_Work to be completed_
Copy the listing below in full and skip every picture.
━━━━━ Information shown ━━━━━
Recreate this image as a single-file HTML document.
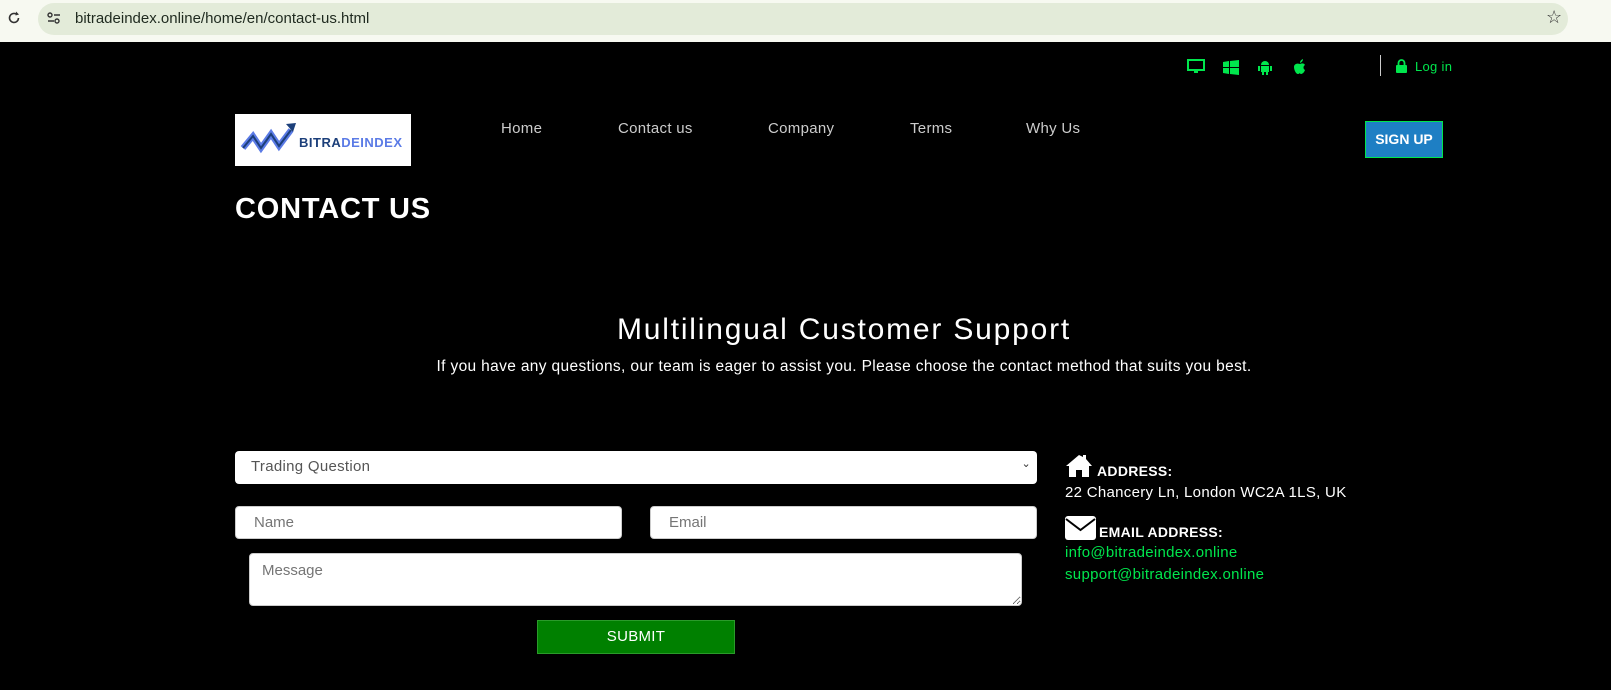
<!DOCTYPE html>
<html><head><meta charset="utf-8"><style>
*{margin:0;padding:0;box-sizing:border-box}
body{width:1611px;height:690px;background:#000;font-family:"Liberation Sans",sans-serif;overflow:hidden;position:relative;color:#fff;letter-spacing:0.3px}
.bar{position:absolute;left:0;top:0;width:1611px;height:42px;background:#f7f9f1;letter-spacing:0}
.pill{position:absolute;left:38px;top:3px;width:1530px;height:32px;background:#e3ebd9;border-radius:16px}
.url{position:absolute;left:75px;top:10px;font-size:15px;color:#1f2a1f}
.abs{position:absolute}
.nav{font-size:15px;color:#ccc;top:120px}
input,select,textarea{position:absolute;background:#fff;border:1px solid #ccc;border-radius:4px;font-family:"Liberation Sans",sans-serif;font-size:15px;color:#888;padding-left:18px}
.g{color:#00e64d}
</style></head><body>
<div class="bar"><div class="pill"></div>
<svg class="abs" style="left:7px;top:11px" width="14" height="14" viewBox="0 0 14 14"><path d="M11.5 7A4.5 4.5 0 1 1 9.5 3.2" stroke="#333" stroke-width="1.6" fill="none"/><path d="M9 0.5L12 3.5 8.5 4.5z" fill="#333"/></svg>
<svg class="abs" style="left:47px;top:12px" width="14" height="12" viewBox="0 0 14 12"><circle cx="3" cy="3" r="2" stroke="#333" fill="none" stroke-width="1.4"/><path d="M7 3h6M1 9h6" stroke="#333" stroke-width="1.4"/><circle cx="10" cy="9" r="2" stroke="#333" fill="none" stroke-width="1.4"/></svg>
<div class="url">bitradeindex.online/home/en/contact-us.html</div>
<div class="abs" style="left:1546px;top:7px;font-size:18px;color:#333">☆</div>
</div>
<svg class="abs" style="left:1187px;top:59px" width="18" height="15" viewBox="0 0 18 15"><rect x="1" y="1" width="16" height="10" fill="none" stroke="#00e64d" stroke-width="2"/><rect x="7" y="12" width="4" height="2" fill="#00e64d"/></svg>
<svg class="abs" style="left:1223px;top:60px" width="16" height="15" viewBox="0 0 16 15"><path d="M0 2l6-1v6H0zM7 1l9-1v7H7zM0 8h6v6l-6-1zM7 8h9v7l-9-1z" fill="#00e64d"/></svg>
<svg class="abs" style="left:1258px;top:59px" width="14" height="16" viewBox="0 0 14 16"><path d="M3 6a4 4 0 0 1 8 0z" fill="#00e64d"/><rect x="3" y="7" width="8" height="6" fill="#00e64d"/><rect x="0" y="7" width="2" height="5" fill="#00e64d"/><rect x="12" y="7" width="2" height="5" fill="#00e64d"/><rect x="4" y="12" width="2" height="4" fill="#00e64d"/><rect x="8" y="12" width="2" height="4" fill="#00e64d"/></svg>
<svg class="abs" style="left:1293px;top:59px" width="14" height="16" viewBox="0 0 14 16"><path d="M7 5c2-1 4-1 5 1-2 1-2 4 0 5-1 3-3 4-4 4s-1-1-1-1-1 1-2 1c-2 0-4-4-4-7s3-4 6-3z M7 4c0-2 1-3 3-4 0 2-1 3-3 4z" fill="#00e64d"/></svg>
<div class="abs" style="left:1380px;top:55px;width:1px;height:21px;background:#ccc"></div>
<svg class="abs" style="left:1396px;top:59px" width="11" height="14" viewBox="0 0 11 14"><path d="M2.5 6V4a3 3 0 0 1 6 0v2" stroke="#00e64d" stroke-width="1.8" fill="none"/><rect x="0" y="6" width="11" height="8" rx="1" fill="#00e64d"/></svg>
<div class="abs g" style="left:1415px;top:59px;font-size:13px">Log in</div>
<div class="abs" style="left:235px;top:114px;width:176px;height:52px;background:#fff">
<svg class="abs" style="left:5px;top:8px" width="58" height="36" viewBox="0 0 58 36"><path d="M3 26l10-12 8 12 10-14 8 12 12-16" stroke="#5b7be6" stroke-width="6" fill="none"/><path d="M3 26l10-12 8 12 10-14 8 12 12-16" stroke="#1c3f7a" stroke-width="2" fill="none"/><path d="M46 2l10-1-3 9z" fill="#1c3f7a"/></svg>
<div class="abs" style="left:64px;top:21px;font-weight:bold;font-size:13px;letter-spacing:0.5px;color:#1c3f7a">BITRA<span style="color:#5b7be6">DEINDEX</span></div>
</div>
<div class="abs nav" style="left:501px">Home</div>
<div class="abs nav" style="left:618px">Contact us</div>
<div class="abs nav" style="left:768px">Company</div>
<div class="abs nav" style="left:910px">Terms</div>
<div class="abs nav" style="left:1026px">Why Us</div>
<div class="abs" style="left:1365px;top:121px;width:78px;height:37px;background:#1e7fc4;border:1px solid #00e64d;font-weight:bold;font-size:14px;text-align:center;line-height:35px;letter-spacing:0">SIGN UP</div>
<div class="abs" style="left:235px;top:193px;font-size:29px;font-weight:bold;letter-spacing:0.8px">CONTACT US</div>
<div class="abs" style="left:0;width:1688px;top:313px;text-align:center;font-size:30px;letter-spacing:1.8px">Multilingual Customer Support</div>
<div class="abs" style="left:0;width:1688px;top:358px;text-align:center;font-size:15.5px;letter-spacing:0.35px">If you have any questions, our team is eager to assist you. Please choose the contact method that suits you best.</div>
<div class="abs" style="left:235px;top:451px;width:802px;height:33px;background:#fff;border-radius:4px;color:#555;font-size:15px;padding:7px 16px">Trading Question<span style="position:absolute;right:6px;top:6px;font-size:11px;color:#333">⌄</span></div>
<input style="left:235px;top:506px;width:387px;height:33px" placeholder="Name">
<input style="left:650px;top:506px;width:387px;height:33px" placeholder="Email">
<textarea style="left:249px;top:553px;width:773px;height:53px;padding:8px 12px" placeholder="Message"></textarea>
<div class="abs" style="left:537px;top:620px;width:198px;height:34px;background:#008000;border:1px solid #2a9a2a;text-align:center;line-height:32px;font-size:15px">SUBMIT</div>
<svg class="abs" style="left:1065px;top:454px" width="28" height="24" viewBox="0 0 28 24"><path d="M14 1L1 12h3v11h7v-7h6v7h7V12h3L21 5V1h-3v2z" fill="#fff"/></svg>
<div class="abs" style="left:1097px;top:463px;font-size:14px;font-weight:bold">ADDRESS:</div>
<div class="abs" style="left:1065px;top:484px;font-size:15px">22 Chancery Ln, London WC2A 1LS, UK</div>
<svg class="abs" style="left:1065px;top:516px" width="31" height="24" viewBox="0 0 31 24"><rect x="0" y="0" width="31" height="24" rx="3" fill="#fff"/><path d="M1 3l14.5 11L30 3" stroke="#000" stroke-width="2" fill="none"/></svg>
<div class="abs" style="left:1099px;top:524px;font-size:14px;font-weight:bold">EMAIL ADDRESS:</div>
<div class="abs g" style="left:1065px;top:544px;font-size:15px">info@bitradeindex.online</div>
<div class="abs g" style="left:1065px;top:566px;font-size:15px">support@bitradeindex.online</div>
</body></html>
━━━━━
_Exercise answer_
Recreate this image as a single-file HTML document.
<!DOCTYPE html>
<html><head><meta charset="utf-8"><style>
*{margin:0;padding:0;box-sizing:border-box}
body{width:1611px;height:690px;background:#000;font-family:"Liberation Sans",sans-serif;overflow:hidden;position:relative;color:#fff;letter-spacing:0.3px}
.bar{position:absolute;left:0;top:0;width:1611px;height:42px;background:#f7f9f1;letter-spacing:0}
.pill{position:absolute;left:38px;top:3px;width:1530px;height:32px;background:#e3ebd9;border-radius:16px}
.url{position:absolute;left:75px;top:10px;font-size:15px;color:#1f2a1f}
.abs{position:absolute}
.nav{font-size:15px;color:#ccc;top:120px}
input,select,textarea{position:absolute;background:#fff;border:1px solid #ccc;border-radius:4px;font-family:"Liberation Sans",sans-serif;font-size:15px;color:#888;padding-left:18px}
.g{color:#00e64d}
</style></head><body>
<div class="bar"><div class="pill"></div>
<svg class="abs" style="left:7px;top:11px" width="14" height="14" viewBox="0 0 14 14"><path d="M11.5 7A4.5 4.5 0 1 1 9.5 3.2" stroke="#333" stroke-width="1.6" fill="none"/><path d="M9 0.5L12 3.5 8.5 4.5z" fill="#333"/></svg>
<svg class="abs" style="left:47px;top:12px" width="14" height="12" viewBox="0 0 14 12"><circle cx="3" cy="3" r="2" stroke="#333" fill="none" stroke-width="1.4"/><path d="M7 3h6M1 9h6" stroke="#333" stroke-width="1.4"/><circle cx="10" cy="9" r="2" stroke="#333" fill="none" stroke-width="1.4"/></svg>
<div class="url">bitradeindex.online/home/en/contact-us.html</div>
<div class="abs" style="left:1546px;top:7px;font-size:18px;color:#333">☆</div>
</div>
<svg class="abs" style="left:1187px;top:59px" width="18" height="15" viewBox="0 0 18 15"><rect x="1" y="1" width="16" height="10" fill="none" stroke="#00e64d" stroke-width="2"/><rect x="7" y="12" width="4" height="2" fill="#00e64d"/></svg>
<svg class="abs" style="left:1223px;top:60px" width="16" height="15" viewBox="0 0 16 15"><path d="M0 2l6-1v6H0zM7 1l9-1v7H7zM0 8h6v6l-6-1zM7 8h9v7l-9-1z" fill="#00e64d"/></svg>
<svg class="abs" style="left:1258px;top:59px" width="14" height="16" viewBox="0 0 14 16"><path d="M3 6a4 4 0 0 1 8 0z" fill="#00e64d"/><rect x="3" y="7" width="8" height="6" fill="#00e64d"/><rect x="0" y="7" width="2" height="5" fill="#00e64d"/><rect x="12" y="7" width="2" height="5" fill="#00e64d"/><rect x="4" y="12" width="2" height="4" fill="#00e64d"/><rect x="8" y="12" width="2" height="4" fill="#00e64d"/></svg>
<svg class="abs" style="left:1293px;top:59px" width="14" height="16" viewBox="0 0 14 16"><path d="M7 5c2-1 4-1 5 1-2 1-2 4 0 5-1 3-3 4-4 4s-1-1-1-1-1 1-2 1c-2 0-4-4-4-7s3-4 6-3z M7 4c0-2 1-3 3-4 0 2-1 3-3 4z" fill="#00e64d"/></svg>
<div class="abs" style="left:1380px;top:55px;width:1px;height:21px;background:#ccc"></div>
<svg class="abs" style="left:1396px;top:59px" width="11" height="14" viewBox="0 0 11 14"><path d="M2.5 6V4a3 3 0 0 1 6 0v2" stroke="#00e64d" stroke-width="1.8" fill="none"/><rect x="0" y="6" width="11" height="8" rx="1" fill="#00e64d"/></svg>
<div class="abs g" style="left:1415px;top:59px;font-size:13px">Log in</div>
<div class="abs" style="left:235px;top:114px;width:176px;height:52px;background:#fff">
<svg class="abs" style="left:5px;top:8px" width="58" height="36" viewBox="0 0 58 36"><path d="M3 26l10-12 8 12 10-14 8 12 12-16" stroke="#5b7be6" stroke-width="6" fill="none"/><path d="M3 26l10-12 8 12 10-14 8 12 12-16" stroke="#1c3f7a" stroke-width="2" fill="none"/><path d="M46 2l10-1-3 9z" fill="#1c3f7a"/></svg>
<div class="abs" style="left:64px;top:21px;font-weight:bold;font-size:13px;letter-spacing:0.5px;color:#1c3f7a">BITRA<span style="color:#5b7be6">DEINDEX</span></div>
</div>
<div class="abs nav" style="left:501px">Home</div>
<div class="abs nav" style="left:618px">Contact us</div>
<div class="abs nav" style="left:768px">Company</div>
<div class="abs nav" style="left:910px">Terms</div>
<div class="abs nav" style="left:1026px">Why Us</div>
<div class="abs" style="left:1365px;top:121px;width:78px;height:37px;background:#1e7fc4;border:1px solid #00e64d;font-weight:bold;font-size:14px;text-align:center;line-height:35px;letter-spacing:0">SIGN UP</div>
<div class="abs" style="left:235px;top:193px;font-size:29px;font-weight:bold;letter-spacing:0.8px">CONTACT US</div>
<div class="abs" style="left:0;width:1688px;top:313px;text-align:center;font-size:30px;letter-spacing:1.8px">Multilingual Customer Support</div>
<div class="abs" style="left:0;width:1688px;top:358px;text-align:center;font-size:15.5px;letter-spacing:0.35px">If you have any questions, our team is eager to assist you. Please choose the contact method that suits you best.</div>
<div class="abs" style="left:235px;top:451px;width:802px;height:33px;background:#fff;border-radius:4px;color:#555;font-size:15px;padding:7px 16px">Trading Question<span style="position:absolute;right:6px;top:6px;font-size:11px;color:#333">⌄</span></div>
<input style="left:235px;top:506px;width:387px;height:33px" placeholder="Name">
<input style="left:650px;top:506px;width:387px;height:33px" placeholder="Email">
<textarea style="left:249px;top:553px;width:773px;height:53px;padding:8px 12px" placeholder="Message"></textarea>
<div class="abs" style="left:537px;top:620px;width:198px;height:34px;background:#008000;border:1px solid #2a9a2a;text-align:center;line-height:32px;font-size:15px">SUBMIT</div>
<svg class="abs" style="left:1065px;top:454px" width="28" height="24" viewBox="0 0 28 24"><path d="M14 1L1 12h3v11h7v-7h6v7h7V12h3L21 5V1h-3v2z" fill="#fff"/></svg>
<div class="abs" style="left:1097px;top:463px;font-size:14px;font-weight:bold">ADDRESS:</div>
<div class="abs" style="left:1065px;top:484px;font-size:15px">22 Chancery Ln, London WC2A 1LS, UK</div>
<svg class="abs" style="left:1065px;top:516px" width="31" height="24" viewBox="0 0 31 24"><rect x="0" y="0" width="31" height="24" rx="3" fill="#fff"/><path d="M1 3l14.5 11L30 3" stroke="#000" stroke-width="2" fill="none"/></svg>
<div class="abs" style="left:1099px;top:524px;font-size:14px;font-weight:bold">EMAIL ADDRESS:</div>
<div class="abs g" style="left:1065px;top:544px;font-size:15px">info@bitradeindex.online</div>
<div class="abs g" style="left:1065px;top:566px;font-size:15px">support@bitradeindex.online</div>
</body></html>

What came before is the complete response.